Once the text is chunked:
- Remember that your chunking is probably wrong somewhere, but also is probably broadly right.
- In each chunk, if there’s a nominative and a verb then try and translate those first. Then think about what the verb “expects”; if the verb is looking for an accusative, find an accusative, while if it’s looking for a dative, find a dative. For example, “docet” = “he teaches” is looking for an accusative, while “trahet” = “he drags” is looking both for an accusative (“he drags something”) and possibly a dative (“he drags something somewhere”).
- If it looks like a jumble of words, identify the case of everything (in poetry, it can help if you scan the text) - this should tell you what goes with what. Don’t be too fussy about getting the right case, though - I’d be happy with “dative or ablative”, most of the time, because that’s usually clear from context - as long as you have the right case among your options!

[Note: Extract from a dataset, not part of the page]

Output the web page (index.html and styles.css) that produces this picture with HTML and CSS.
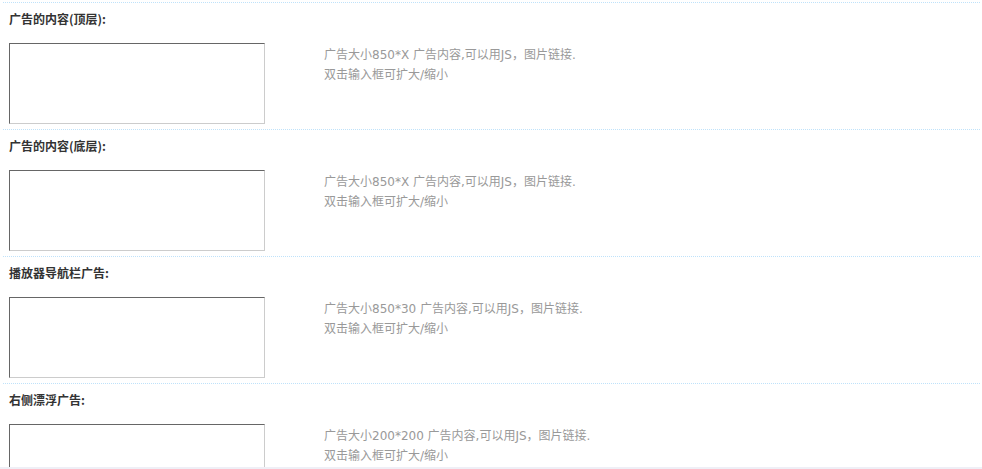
FILE: index.html
```html
<!DOCTYPE html>
<html lang="zh-CN">
<head>
<meta charset="UTF-8" />
<title>广告设置</title>
<link rel="stylesheet" href="styles.css">
</head>
<body>

<div class="frame">
  <div class="ad-row">
    <div class="ad-title">广告的内容(顶层):</div>
    <div class="ad-body">
      <textarea class="ad-input"></textarea>
      <div class="ad-tip">
        广告大小850*X 广告内容,可以用JS，图片链接.<br />
        双击输入框可扩大/缩小
      </div>
    </div>
  </div>

  <div class="ad-row">
    <div class="ad-title">广告的内容(底层):</div>
    <div class="ad-body">
      <textarea class="ad-input"></textarea>
      <div class="ad-tip">
        广告大小850*X 广告内容,可以用JS，图片链接.<br />
        双击输入框可扩大/缩小
      </div>
    </div>
  </div>

  <div class="ad-row">
    <div class="ad-title">播放器导航栏广告:</div>
    <div class="ad-body">
      <textarea class="ad-input"></textarea>
      <div class="ad-tip">
        广告大小850*30 广告内容,可以用JS，图片链接.<br />
        双击输入框可扩大/缩小
      </div>
    </div>
  </div>

  <div class="ad-row">
    <div class="ad-title">右侧漂浮广告:</div>
    <div class="ad-body">
      <textarea class="ad-input"></textarea>
      <div class="ad-tip">
        广告大小200*200 广告内容,可以用JS，图片链接.<br />
        双击输入框可扩大/缩小
      </div>
    </div>
  </div>
</div>

</body>
</html>
```

FILE: styles.css
```css
html, body {
  margin: 0;
  padding: 0;
  background: #fff;
}
body {
  font-family: "Noto Sans CJK SC", "DejaVu Sans", sans-serif;
  font-size: 12px;
  color: #333;
}
.frame {
  height: 469px;
  overflow: hidden;
  padding-top: 2px;
  box-sizing: border-box;
  border-bottom: 2px solid #efeff6;
}
.ad-row {
  margin: 0 2px 0 3px;
  border-top: 1px dotted #bfe2fa;
  padding: 6px 6px 5px;
}
.ad-title {
  font-weight: bold;
  line-height: 20px;
  height: 20px;
  color: #333;
}
.ad-body {
  display: flex;
  gap: 59px;
  margin-top: 14px;
}
.ad-input {
  width: 256px;
  height: 81px;
  box-sizing: border-box;
  margin: 0;
  padding: 2px;
  resize: none;
  border: 1px solid #ccc;
  border-top-color: #666;
  border-left-color: #666;
  flex-shrink: 0;
}
.ad-tip {
  padding-top: 2px;
  line-height: 20px;
  color: #999;
  font-family: "DejaVu Sans", "Noto Sans CJK SC", sans-serif;
  font-size: 12px;
}
```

Try and work out what the principal parts of a verb are. The English word from a given Latin one almost always comes from the past passive participle (the fourth principal part), by adding “tion” instead of “us”: “passus” -> “passion” [a bit misleading if you don’t know about the Passion of the Christ, because it means “suffering”], “traho” -> “tractus” -> “traction”; it actually means “drag”. How to guess the principal parts is the kind of thing you learn with time, but as a general rule, “t” -> “s” (as in “patior passus”) and almost everything else goes to “ct”: “pingere pictus” from which “depiction” so “painting”, “facere factus” from which “manufaction” which isn’t really English but tells you it means “making”, etc.
- If you see lots and lots of things in the same case, ask yourself whether they all go together, or whether there’s some reason that more things than usual should be in that case. Usually it’ll be the former, with the major exception being “que” = “and”. (eg. Caesarem Brutumque - Caesar isn’t described by the word “Brutus”, but they’re both affected by the same verb.)
- Don’t be afraid to amend your earlier translation, if something becomes clarified by later text. Keep looking at the English you get, to make sure you’re on track; while you’re working, it’s better to leave something blank than to get it wrong, so don’t guess too early. Once you’ve gone over the whole thing, or you’ve got to a point where everything afterwards is impossible without help from earlier, then you can guess. (And, of course, leave nothing blank when you hand it in!) If you do amend the translation, score out the old one with a thin line - don’t scribble it out - because then the examiners might take pity on you if it turned out to be right the first time after all. If you make a significant amendment (you find out that Brutus is actually doing what you thought Caesar was doing, for example) then you should reread the whole translation; check that the new interpretation isn’t just impossible from what Latin has come earlier, and check whether earlier parts make more sense under the new interpretation.